It’s Arrested Development

Published on October 7th, 2011

Alex apologizes for using the most obvious title choice, and then writes about the prospects of an Arrested Development movie.

Jason Bateman has had an interesting career, although I’m not talking about the career that saw him as the lead in the curiously titled Teen Wolf Too. Bateman has had two separate careers: he’s had the one where he actually acts in movies or television shows, sure, but then he has also made a career of kamikaze promotion for an Arrested Development movie. When promoting The Kingdom in 2007, Bateman continually said an Arrested Development movie was definitely happening. During the promotional blitz for Hancock in the summer of 2008, there seemed to be a new article about Bateman’s insistence on its existence every other day. His interviews before the release of Up In the Air were mostly spent explaining that the rumours of an Arrested Development movie were, in fact, grounded in reality. I can’t imagine him and Michael Cera sat through Juno junkets in 2007 and weren’t asked about a Bluth revival. And this past Sunday at the New Yorker festival, that’s exactly what we got. With the full cast reunited with show creator Mitchell Hurwitz for the first time since the shooting of the finale, it was announced that the movie is definitely happening this time (!!!) and now with an additional ten-episode miniseries as a setup for that film (!!!!!!). But since I’m a semi-rational human being who remembers things that happened in the recent past, I’m skeptical.

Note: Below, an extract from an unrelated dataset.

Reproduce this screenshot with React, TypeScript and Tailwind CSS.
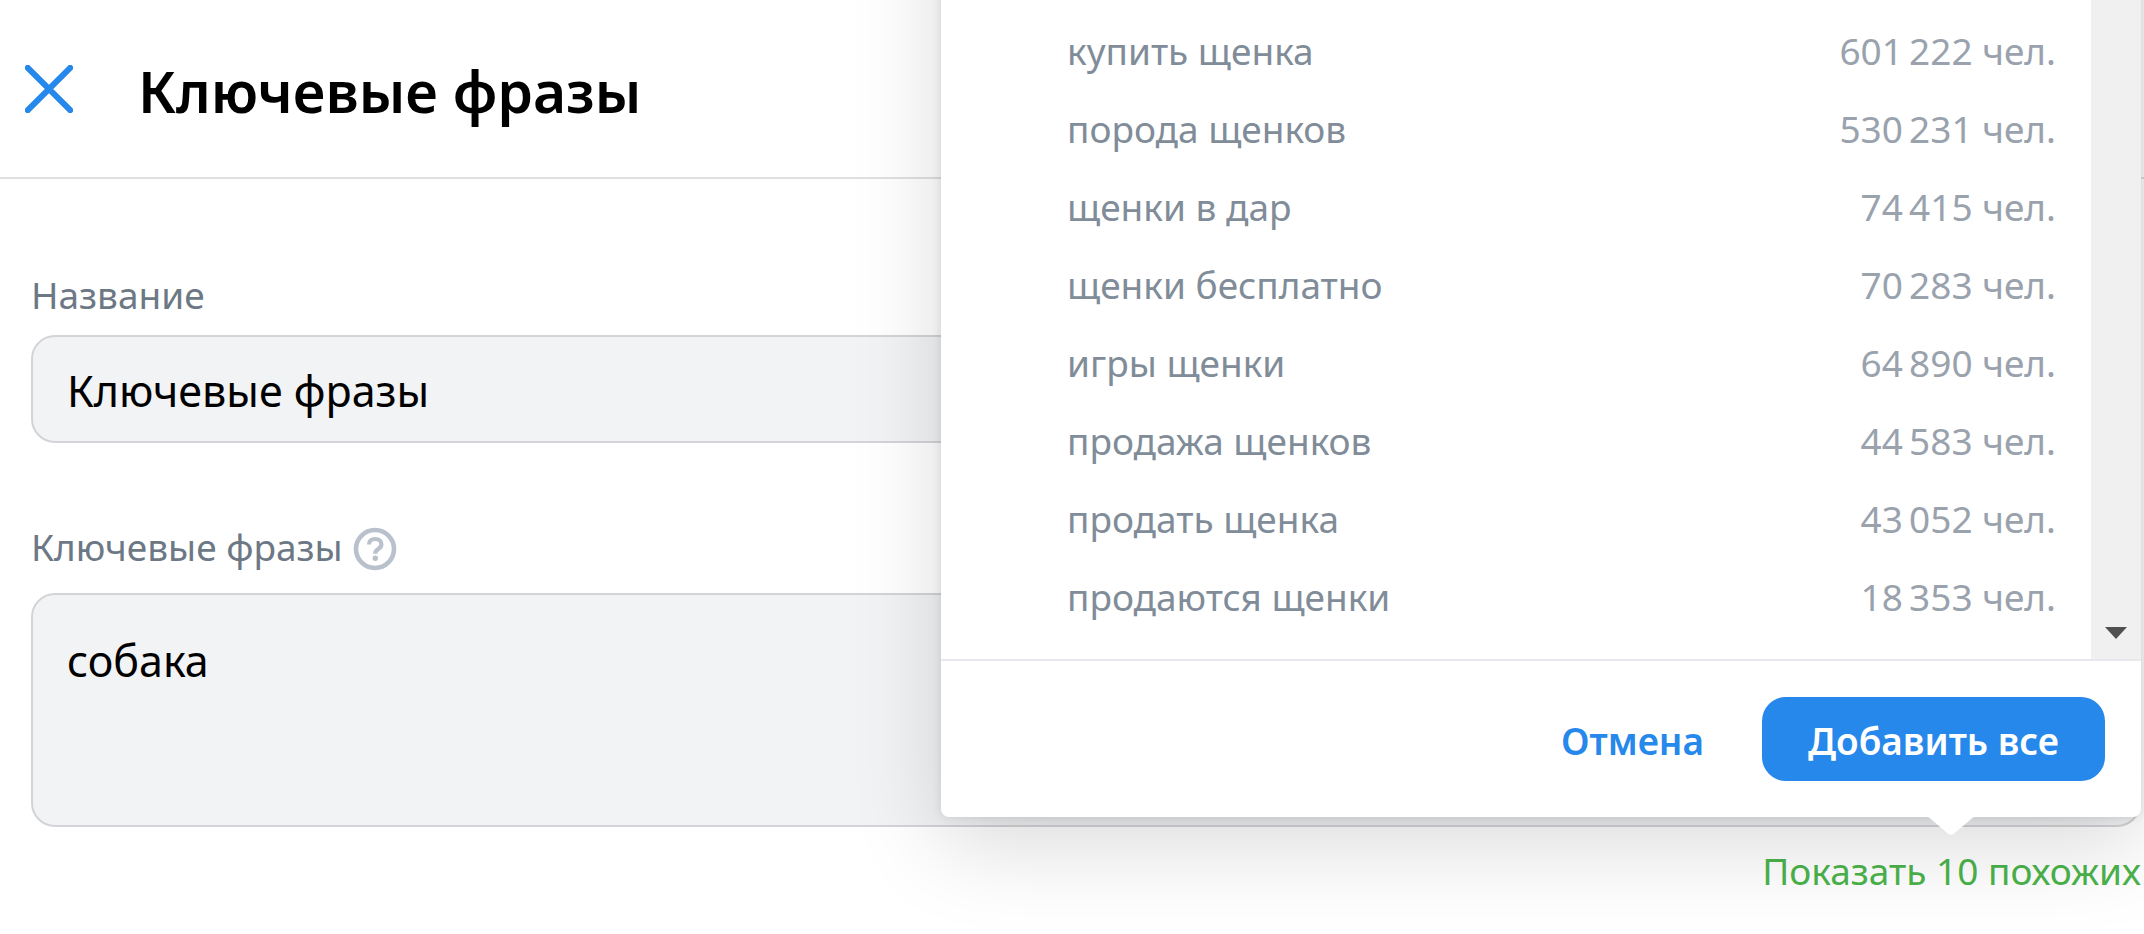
const phrases = [
  { name: 'купить щенка', count: '601\u2009222 чел.' },
  { name: 'порода щенков', count: '530\u2009231 чел.' },
  { name: 'щенки в дар', count: '74\u2009415 чел.' },
  { name: 'щенки бесплатно', count: '70\u2009283 чел.' },
  { name: 'игры щенки', count: '64\u2009890 чел.' },
  { name: 'продажа щенков', count: '44\u2009583 чел.' },
  { name: 'продать щенка', count: '43\u2009052 чел.' },
  { name: 'продаются щенки', count: '18\u2009353 чел.' },
];

function Header() {
  return (
    <header className="flex h-[179px] items-center gap-[65px] border-b-2 border-[#dfe0e2] pl-[25px]">
      <button type="button" aria-label="Закрыть" className="shrink-0">
        <svg width="48" height="48" viewBox="0 0 48 48" fill="none" stroke="#2688eb" strokeWidth="6" strokeLinecap="round" className="block">
          <path d="M2.8 2.8 45.2 45.2M45.2 2.8 2.8 45.2" />
        </svg>
      </button>
      <h1 className="pt-1 text-[57px] leading-[80px] font-semibold text-black">Ключевые фразы</h1>
    </header>
  );
}

function HelpIcon() {
  return (
    <svg width="44" height="44" viewBox="0 0 44 44" fill="none" stroke="#b8c1cc" className="mt-1 block">
      <circle cx="22" cy="22" r="19" strokeWidth="4.6" />
      <path d="M16 17.400c0-3.500 2.600-5.400 6.200-5.400s6.200 2 6.200 5.200c0 2.400-1.200 3.600-3.200 4.900-2 1.200-2.900 2-2.900 4.100v.6" strokeWidth="4.200" />
      <circle cx="22.3" cy="31.2" r="2.700" fill="#b8c1cc" stroke="none" />
    </svg>
  );
}

function SimilarPopover() {
  return (
    <section
      aria-label="Похожие фразы"
      className="absolute right-0 bottom-full mb-[26px] w-[1200px] rounded-[8px] bg-white shadow-[0_28px_90px_rgba(0,0,0,0.15),0_0_10px_rgba(0,0,0,0.11)]"
    >
      <div className="flex">
        <div className="flex-1 pt-48 pr-[35px] pb-[23px] pl-[126px]">
          <table className="w-full text-[37px] leading-[78px]">
            <tbody>
              {phrases.map((p) => (
                <tr key={p.name}>
                  <td className="p-0 text-left text-[#818c99]">{p.name}</td>
                  <td className="p-0 text-right text-[#99a2ad]">{p.count}</td>
                </tr>
              ))}
            </tbody>
          </table>
        </div>
        <div className="flex w-[50px] items-end justify-center bg-[#f0f0f0] pb-5">
          <button type="button" aria-label="Прокрутить вниз">
            <svg width="22" height="12" viewBox="0 0 22 12" fill="#505050" className="block">
              <path d="M0 0h22L11 12z" />
            </svg>
          </button>
        </div>
      </div>
      <footer className="flex items-center justify-end gap-[58px] border-t-2 border-[#e7e8ec] px-9 py-9 text-[37px] font-semibold">
        <button type="button" className="pt-1 text-[#2688eb]">Отмена</button>
        <button type="button" className="h-[84px] rounded-[24px] bg-[#2688eb] px-[46px] pt-1 text-white">Добавить все</button>
      </footer>
      <svg width="48" height="18" viewBox="0 0 48 18" fill="#fff" className="absolute top-full right-[166px]">
        <path d="M0 0h48c-1.500.2-2.500.8-3.500 1.700L27.500 16.300c-2.300 2-4.700 2-7 0L3.500 1.700C2.500.8 1.500.2 0 0z" />
      </svg>
    </section>
  );
}

export default function App() {
  return (
    <div className="min-h-screen overflow-hidden bg-white font-['Noto_Sans','Open_Sans',sans-serif]">
      <Header />
      <main className="pt-[88px] pr-[3px] pl-[31px]">
        <label htmlFor="name" className="block text-[37px] leading-[56px] text-[#6d7885]">Название</label>
        <input
          id="name"
          type="text"
          defaultValue="Ключевые фразы"
          className="mt-3 block h-[108px] w-full rounded-[24px] border-2 border-[#d3d4d7] bg-[#f2f3f5] px-[34px] pt-[2px] text-[43px] text-black outline-none"
        />
        <div className="mt-[76px] flex h-[56px] items-center gap-[10px]">
          <label htmlFor="phrases" className="text-[37px] leading-[56px] text-[#6d7885]">Ключевые фразы</label>
          <button type="button" aria-label="Подсказка">
            <HelpIcon />
          </button>
        </div>
        <textarea
          id="phrases"
          defaultValue="собака"
          className="mt-[18px] block h-[234px] w-full resize-none rounded-[24px] border-2 border-[#d3d4d7] bg-[#f2f3f5] px-[34px] py-[36px] text-[43px] leading-[60px] text-black outline-none"
        />
        <div className="relative mt-4 flex justify-end">
          <a href="#similar" className="text-[37px] leading-[56px] text-[#4bb34b]">Показать 10 похожих</a>
          <SimilarPopover />
        </div>
      </main>
    </div>
  );
}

I was amazed at how many people seemed to buy into this news immediately, despite there being no imminent deal on the table. Had Steve Jobs not passed away on Wednesday, the Arrested Development movie would have been the week’s most discussed news item on the social media sites I use constantly. It seemed like the news of the movie and miniseries would have been accepted more cautiously, but apparently the excitement of it totally, definitely happening this time wiped away any worries of us getting fooled again.

Now, I would be unquestionably ecstatic if an Arrested Development movie were to actually get made, but I don’t ever want to talk about the prospect of it ever again once I finish this post. It will happen, or it won’t, but until it does, it’s basically the movie version of Dr. Dre’s proposed Detox. I won’t care about it at all until it actually exists, partially because I’m worried about it hurting the legacy of what came before it, but mostly because I’m just tired of hearing about it.

I assume Dre's going to do the score, right Jason?

Arrested Development is the best-written comedy show I have seen with my eyeballs, and I don’t think the nearest competition is particularly close. While the show never made me feel any sort of emotion like some of my other favourite comedies, I doubt any other show has ever made me laugh harder, more times than Arrested Development. I still don’t let anybody say the word beads (bees?) around me without being furious about it, and I often loudly proclaim that the guy in the $20 zip-up hoodie will not hold the door open for you (COME ON!). And we won’t even get into James’ obsessive love of the show; let’s just say he loves Arrested Development like I love Friday Night Lights… which is a lot. The MacGuffin Men headquarters is a decidedly pro-Arrested Development environment, but I’m also pretty into the idea of using common sense as well.

The idea of a ten-episode miniseries, with each character getting a separate episode, is both interesting and worrying. While this would definitely save some exposition time should the movie ever will its way into existence, the idea of ten episodes of Arrested Development without the interactions of the characters is kind of missing my favourite part of the show. But if there’s any show I trust to keep up the legacy of its quality, it’s probably this one. I suppose I just don’t trust it to actually exist.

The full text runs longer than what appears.